* **TO BE DONE**
Go through the listing below and list every line with "components".

* **EXCERPTED DATA**
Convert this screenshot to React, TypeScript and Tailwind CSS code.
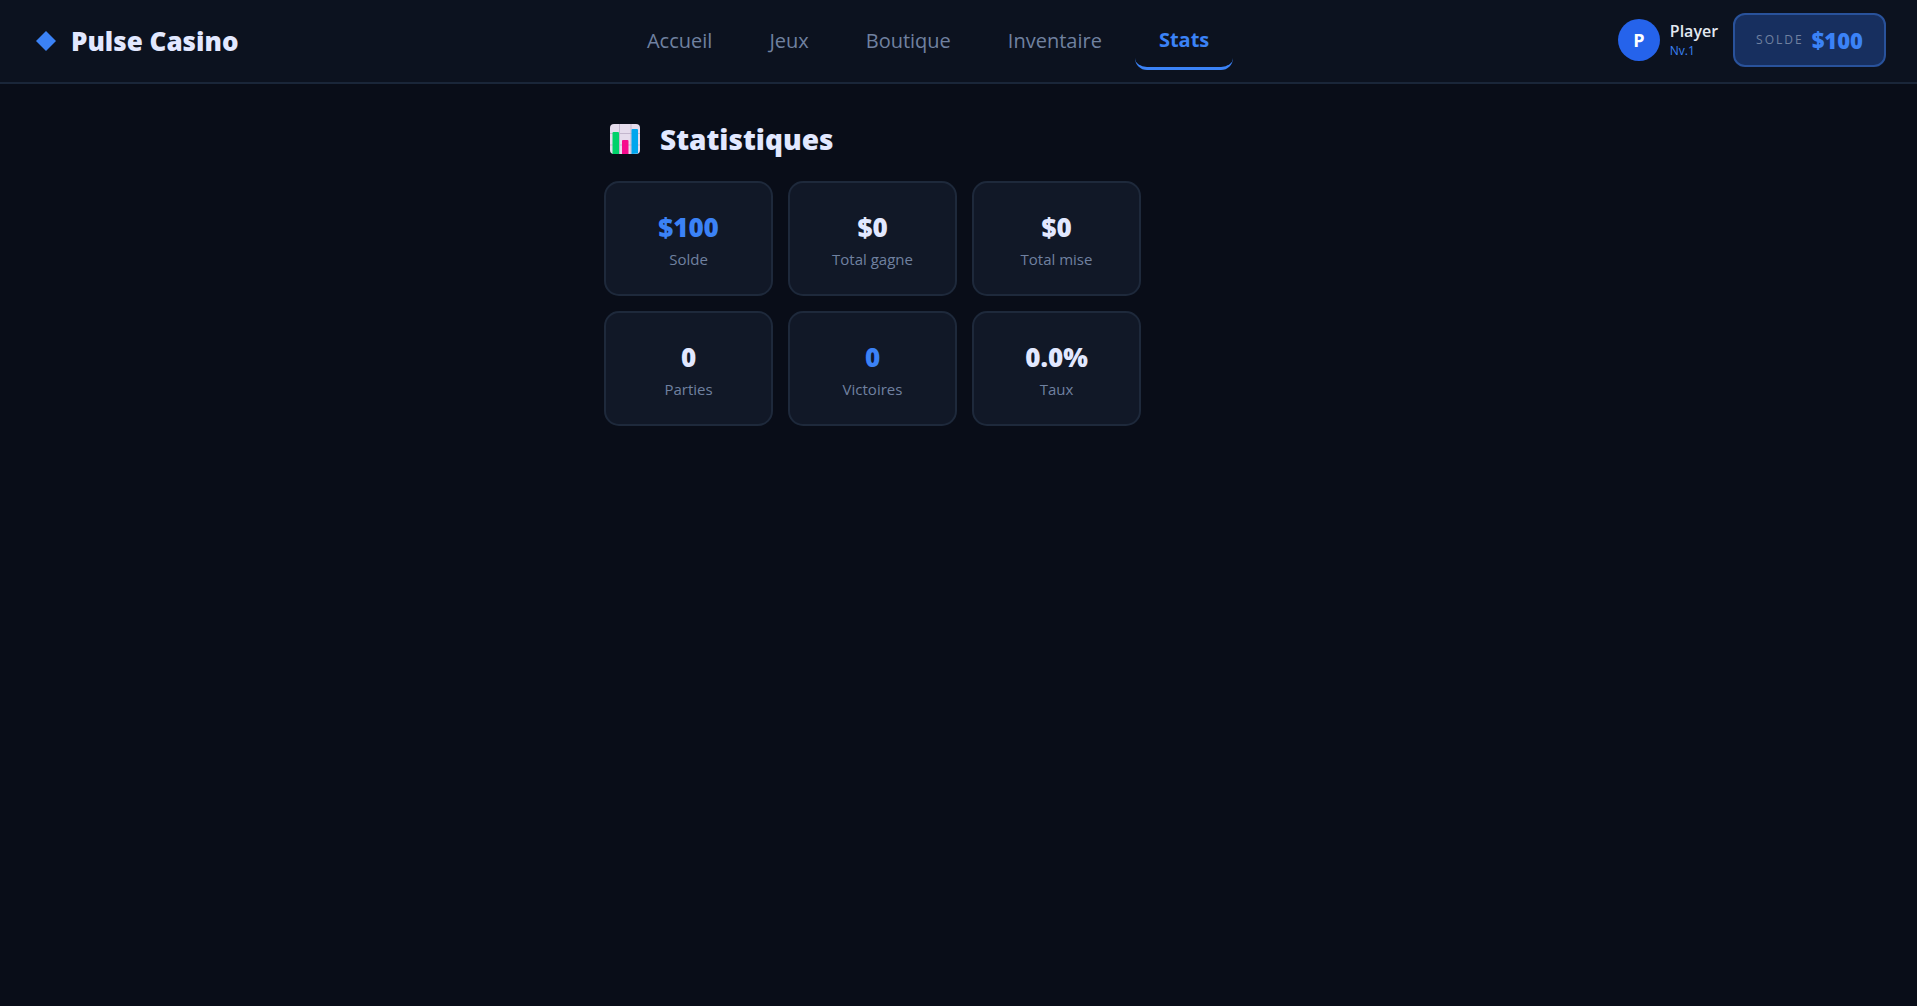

---

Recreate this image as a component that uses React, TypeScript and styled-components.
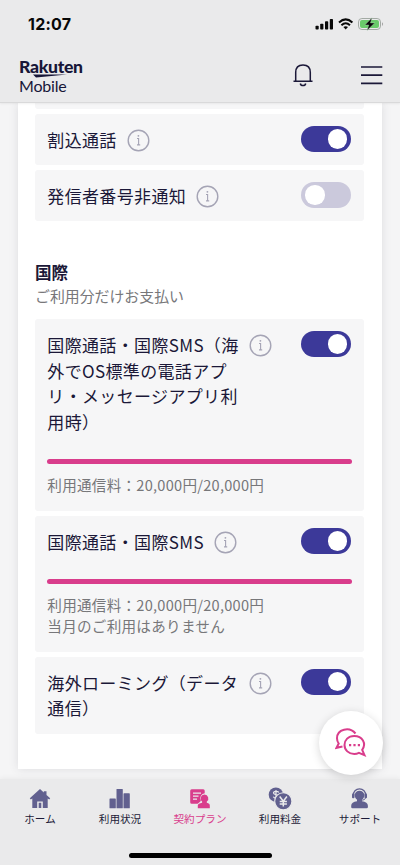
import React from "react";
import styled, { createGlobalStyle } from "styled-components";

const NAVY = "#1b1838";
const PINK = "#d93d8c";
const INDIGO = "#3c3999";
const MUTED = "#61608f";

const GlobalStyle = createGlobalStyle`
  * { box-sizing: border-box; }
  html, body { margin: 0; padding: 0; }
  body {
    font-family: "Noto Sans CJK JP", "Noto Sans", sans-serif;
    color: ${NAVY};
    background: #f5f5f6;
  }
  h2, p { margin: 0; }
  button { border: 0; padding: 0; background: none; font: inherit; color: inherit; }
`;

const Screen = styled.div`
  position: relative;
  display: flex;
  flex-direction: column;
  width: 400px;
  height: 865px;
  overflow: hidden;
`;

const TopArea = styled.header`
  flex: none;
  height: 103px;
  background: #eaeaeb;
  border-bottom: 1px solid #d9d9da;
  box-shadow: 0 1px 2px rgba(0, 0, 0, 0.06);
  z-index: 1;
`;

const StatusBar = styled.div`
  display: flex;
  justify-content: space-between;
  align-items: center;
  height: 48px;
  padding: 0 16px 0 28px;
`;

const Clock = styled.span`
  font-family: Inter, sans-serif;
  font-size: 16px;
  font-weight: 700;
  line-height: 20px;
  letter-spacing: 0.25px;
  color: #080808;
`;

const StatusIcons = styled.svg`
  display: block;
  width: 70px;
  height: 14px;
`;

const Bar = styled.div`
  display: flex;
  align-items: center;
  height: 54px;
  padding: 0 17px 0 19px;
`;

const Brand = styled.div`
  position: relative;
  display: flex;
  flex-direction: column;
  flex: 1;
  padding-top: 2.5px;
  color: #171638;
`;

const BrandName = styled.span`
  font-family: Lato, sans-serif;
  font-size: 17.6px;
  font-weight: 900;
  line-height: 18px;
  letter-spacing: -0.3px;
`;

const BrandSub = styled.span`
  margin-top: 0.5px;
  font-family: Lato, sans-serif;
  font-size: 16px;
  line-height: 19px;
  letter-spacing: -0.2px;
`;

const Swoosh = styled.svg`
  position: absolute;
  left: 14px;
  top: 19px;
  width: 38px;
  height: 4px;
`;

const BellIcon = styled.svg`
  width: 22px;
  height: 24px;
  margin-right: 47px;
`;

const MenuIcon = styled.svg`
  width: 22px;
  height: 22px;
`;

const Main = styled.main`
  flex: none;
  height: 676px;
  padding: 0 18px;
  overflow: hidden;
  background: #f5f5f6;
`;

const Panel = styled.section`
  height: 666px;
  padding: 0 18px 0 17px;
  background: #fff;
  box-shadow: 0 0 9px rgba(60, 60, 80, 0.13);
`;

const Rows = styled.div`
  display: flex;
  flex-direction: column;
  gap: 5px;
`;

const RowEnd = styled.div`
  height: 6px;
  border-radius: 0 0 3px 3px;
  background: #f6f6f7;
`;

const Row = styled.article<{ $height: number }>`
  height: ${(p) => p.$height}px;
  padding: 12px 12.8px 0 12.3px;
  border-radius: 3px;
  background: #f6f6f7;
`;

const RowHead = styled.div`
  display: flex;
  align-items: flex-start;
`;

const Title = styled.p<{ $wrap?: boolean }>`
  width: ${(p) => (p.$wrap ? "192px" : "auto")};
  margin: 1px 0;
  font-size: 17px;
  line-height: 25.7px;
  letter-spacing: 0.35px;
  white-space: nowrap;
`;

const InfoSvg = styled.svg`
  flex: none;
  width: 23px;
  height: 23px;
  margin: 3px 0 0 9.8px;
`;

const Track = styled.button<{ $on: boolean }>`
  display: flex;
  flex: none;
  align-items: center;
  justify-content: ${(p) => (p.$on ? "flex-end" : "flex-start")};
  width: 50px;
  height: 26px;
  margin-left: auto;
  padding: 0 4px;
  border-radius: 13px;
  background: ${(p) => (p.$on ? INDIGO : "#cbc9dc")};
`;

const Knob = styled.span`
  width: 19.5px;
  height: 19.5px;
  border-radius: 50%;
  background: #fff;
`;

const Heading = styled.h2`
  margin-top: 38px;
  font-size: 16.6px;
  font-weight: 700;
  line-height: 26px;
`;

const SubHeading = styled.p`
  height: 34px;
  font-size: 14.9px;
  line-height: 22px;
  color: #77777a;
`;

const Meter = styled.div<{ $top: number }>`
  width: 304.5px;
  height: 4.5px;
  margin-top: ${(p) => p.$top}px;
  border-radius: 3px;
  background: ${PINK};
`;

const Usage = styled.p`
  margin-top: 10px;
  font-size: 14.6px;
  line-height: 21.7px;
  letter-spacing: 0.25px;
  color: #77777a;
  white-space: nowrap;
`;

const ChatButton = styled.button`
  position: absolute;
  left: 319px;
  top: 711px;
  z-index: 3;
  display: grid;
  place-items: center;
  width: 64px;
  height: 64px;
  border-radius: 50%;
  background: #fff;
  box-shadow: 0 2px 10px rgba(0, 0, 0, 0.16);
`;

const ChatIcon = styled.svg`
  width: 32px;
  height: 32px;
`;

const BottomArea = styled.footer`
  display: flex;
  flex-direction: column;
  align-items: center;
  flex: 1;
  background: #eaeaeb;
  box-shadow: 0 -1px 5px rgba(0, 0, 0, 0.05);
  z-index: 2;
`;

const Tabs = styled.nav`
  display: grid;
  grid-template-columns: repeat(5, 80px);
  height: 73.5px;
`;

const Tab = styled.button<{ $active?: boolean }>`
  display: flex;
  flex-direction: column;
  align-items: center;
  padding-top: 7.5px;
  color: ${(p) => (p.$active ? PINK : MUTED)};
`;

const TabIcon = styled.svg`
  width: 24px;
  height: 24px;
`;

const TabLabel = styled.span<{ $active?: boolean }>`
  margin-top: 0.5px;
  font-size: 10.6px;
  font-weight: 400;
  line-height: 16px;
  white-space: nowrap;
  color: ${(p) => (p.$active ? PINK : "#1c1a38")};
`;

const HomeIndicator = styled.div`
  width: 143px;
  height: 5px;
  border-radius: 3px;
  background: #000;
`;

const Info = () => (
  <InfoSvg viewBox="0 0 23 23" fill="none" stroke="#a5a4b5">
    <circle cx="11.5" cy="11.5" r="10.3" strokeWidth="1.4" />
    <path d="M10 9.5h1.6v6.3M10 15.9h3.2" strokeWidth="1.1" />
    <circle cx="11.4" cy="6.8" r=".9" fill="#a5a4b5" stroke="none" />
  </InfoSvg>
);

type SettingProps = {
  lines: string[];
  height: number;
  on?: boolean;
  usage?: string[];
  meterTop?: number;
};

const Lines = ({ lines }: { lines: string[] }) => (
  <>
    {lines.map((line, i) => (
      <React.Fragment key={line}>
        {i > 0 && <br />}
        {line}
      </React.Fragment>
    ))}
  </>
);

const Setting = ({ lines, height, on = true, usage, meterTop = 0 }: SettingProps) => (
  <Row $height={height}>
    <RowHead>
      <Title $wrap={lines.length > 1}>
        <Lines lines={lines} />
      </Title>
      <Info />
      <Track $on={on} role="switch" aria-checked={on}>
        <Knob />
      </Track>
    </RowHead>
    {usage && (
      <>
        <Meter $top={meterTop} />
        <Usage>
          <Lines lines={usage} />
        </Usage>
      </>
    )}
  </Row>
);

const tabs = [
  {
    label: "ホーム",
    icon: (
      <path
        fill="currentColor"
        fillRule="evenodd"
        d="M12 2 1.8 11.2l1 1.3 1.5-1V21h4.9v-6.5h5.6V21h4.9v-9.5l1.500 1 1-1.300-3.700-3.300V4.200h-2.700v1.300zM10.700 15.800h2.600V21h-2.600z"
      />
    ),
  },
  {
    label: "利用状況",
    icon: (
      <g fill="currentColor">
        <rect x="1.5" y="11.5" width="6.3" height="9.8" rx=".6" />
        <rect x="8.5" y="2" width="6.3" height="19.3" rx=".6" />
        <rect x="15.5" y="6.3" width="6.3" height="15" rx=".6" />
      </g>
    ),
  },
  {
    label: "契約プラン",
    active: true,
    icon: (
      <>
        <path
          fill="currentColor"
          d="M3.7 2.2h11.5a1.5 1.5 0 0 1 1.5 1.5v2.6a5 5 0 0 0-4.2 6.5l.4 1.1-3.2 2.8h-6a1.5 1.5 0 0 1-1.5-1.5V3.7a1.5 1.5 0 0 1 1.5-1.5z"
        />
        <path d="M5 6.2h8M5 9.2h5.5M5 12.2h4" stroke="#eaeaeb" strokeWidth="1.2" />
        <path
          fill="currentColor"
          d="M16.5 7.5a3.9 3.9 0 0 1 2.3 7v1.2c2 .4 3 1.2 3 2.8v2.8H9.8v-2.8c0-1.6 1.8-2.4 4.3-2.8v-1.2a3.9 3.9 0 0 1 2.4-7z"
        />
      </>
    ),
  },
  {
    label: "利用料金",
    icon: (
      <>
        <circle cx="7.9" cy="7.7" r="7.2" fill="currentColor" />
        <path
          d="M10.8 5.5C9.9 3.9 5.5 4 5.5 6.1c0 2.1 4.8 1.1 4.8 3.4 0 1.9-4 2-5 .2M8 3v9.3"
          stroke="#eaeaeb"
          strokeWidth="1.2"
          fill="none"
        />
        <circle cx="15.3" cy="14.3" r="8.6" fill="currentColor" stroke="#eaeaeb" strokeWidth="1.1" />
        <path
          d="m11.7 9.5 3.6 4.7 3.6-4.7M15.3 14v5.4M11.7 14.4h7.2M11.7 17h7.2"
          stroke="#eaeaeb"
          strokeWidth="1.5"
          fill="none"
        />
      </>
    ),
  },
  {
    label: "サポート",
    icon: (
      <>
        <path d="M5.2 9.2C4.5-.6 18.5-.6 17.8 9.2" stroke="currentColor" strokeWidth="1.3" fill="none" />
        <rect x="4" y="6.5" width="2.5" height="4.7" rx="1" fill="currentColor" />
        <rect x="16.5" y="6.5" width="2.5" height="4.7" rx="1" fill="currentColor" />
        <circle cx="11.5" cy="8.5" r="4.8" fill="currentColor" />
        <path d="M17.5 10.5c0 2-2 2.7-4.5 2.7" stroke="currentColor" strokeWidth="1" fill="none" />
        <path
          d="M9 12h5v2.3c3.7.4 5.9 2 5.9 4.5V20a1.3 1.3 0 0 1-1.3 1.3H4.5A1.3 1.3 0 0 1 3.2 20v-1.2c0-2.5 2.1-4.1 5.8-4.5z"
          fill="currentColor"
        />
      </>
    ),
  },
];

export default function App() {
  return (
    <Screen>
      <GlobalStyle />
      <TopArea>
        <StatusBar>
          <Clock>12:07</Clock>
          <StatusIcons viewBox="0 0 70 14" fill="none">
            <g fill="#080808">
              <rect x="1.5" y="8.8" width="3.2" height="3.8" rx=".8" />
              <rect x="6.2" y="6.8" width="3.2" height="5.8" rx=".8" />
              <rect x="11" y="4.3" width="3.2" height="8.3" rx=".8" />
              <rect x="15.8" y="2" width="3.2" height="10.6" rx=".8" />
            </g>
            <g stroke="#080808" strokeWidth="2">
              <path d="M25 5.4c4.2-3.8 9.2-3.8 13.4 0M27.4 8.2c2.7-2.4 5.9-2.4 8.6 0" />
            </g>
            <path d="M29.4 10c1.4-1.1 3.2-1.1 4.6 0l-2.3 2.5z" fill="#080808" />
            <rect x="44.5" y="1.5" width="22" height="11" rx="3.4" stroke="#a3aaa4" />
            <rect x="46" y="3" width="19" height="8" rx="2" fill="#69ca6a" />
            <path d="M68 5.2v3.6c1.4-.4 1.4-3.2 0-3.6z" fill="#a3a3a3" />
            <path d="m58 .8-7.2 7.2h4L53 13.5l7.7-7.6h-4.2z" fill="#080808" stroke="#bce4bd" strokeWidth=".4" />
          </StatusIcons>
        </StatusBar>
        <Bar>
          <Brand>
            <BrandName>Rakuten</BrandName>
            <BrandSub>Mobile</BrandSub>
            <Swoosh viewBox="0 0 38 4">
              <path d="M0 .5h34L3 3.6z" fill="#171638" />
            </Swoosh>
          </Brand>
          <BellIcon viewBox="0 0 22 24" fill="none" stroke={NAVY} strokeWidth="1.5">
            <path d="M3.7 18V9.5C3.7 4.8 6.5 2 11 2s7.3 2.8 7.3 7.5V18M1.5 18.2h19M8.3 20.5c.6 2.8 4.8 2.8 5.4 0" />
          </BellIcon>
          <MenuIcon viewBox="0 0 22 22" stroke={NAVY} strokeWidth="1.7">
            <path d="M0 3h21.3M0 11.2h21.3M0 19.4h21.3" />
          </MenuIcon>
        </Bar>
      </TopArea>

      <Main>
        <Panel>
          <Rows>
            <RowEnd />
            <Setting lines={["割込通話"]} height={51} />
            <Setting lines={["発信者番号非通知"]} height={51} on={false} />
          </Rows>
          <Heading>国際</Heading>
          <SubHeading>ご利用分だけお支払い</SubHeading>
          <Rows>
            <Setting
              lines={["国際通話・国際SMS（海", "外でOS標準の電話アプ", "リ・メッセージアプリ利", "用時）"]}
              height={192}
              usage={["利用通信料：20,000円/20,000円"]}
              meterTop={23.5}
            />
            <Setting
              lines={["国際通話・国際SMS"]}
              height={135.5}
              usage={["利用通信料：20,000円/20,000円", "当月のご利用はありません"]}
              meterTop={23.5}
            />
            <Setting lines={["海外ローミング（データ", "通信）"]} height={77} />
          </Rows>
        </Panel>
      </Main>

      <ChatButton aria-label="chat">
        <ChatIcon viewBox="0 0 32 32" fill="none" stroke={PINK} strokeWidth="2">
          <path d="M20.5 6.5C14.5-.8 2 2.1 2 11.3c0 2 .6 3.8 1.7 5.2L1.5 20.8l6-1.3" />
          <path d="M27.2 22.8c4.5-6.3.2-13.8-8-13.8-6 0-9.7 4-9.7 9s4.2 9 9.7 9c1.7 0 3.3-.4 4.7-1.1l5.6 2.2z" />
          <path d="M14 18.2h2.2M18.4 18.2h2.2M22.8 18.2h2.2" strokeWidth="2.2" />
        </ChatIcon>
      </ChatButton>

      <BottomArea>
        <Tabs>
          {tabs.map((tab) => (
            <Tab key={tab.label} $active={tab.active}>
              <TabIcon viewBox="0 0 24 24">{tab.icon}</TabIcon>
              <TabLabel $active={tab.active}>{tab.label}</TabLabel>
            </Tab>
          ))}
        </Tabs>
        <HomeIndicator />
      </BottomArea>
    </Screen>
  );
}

* **REPLY TO THE TASK**
Recreate this image as a component that uses React, TypeScript and styled-components.
import styled, { createGlobalStyle } from "styled-components";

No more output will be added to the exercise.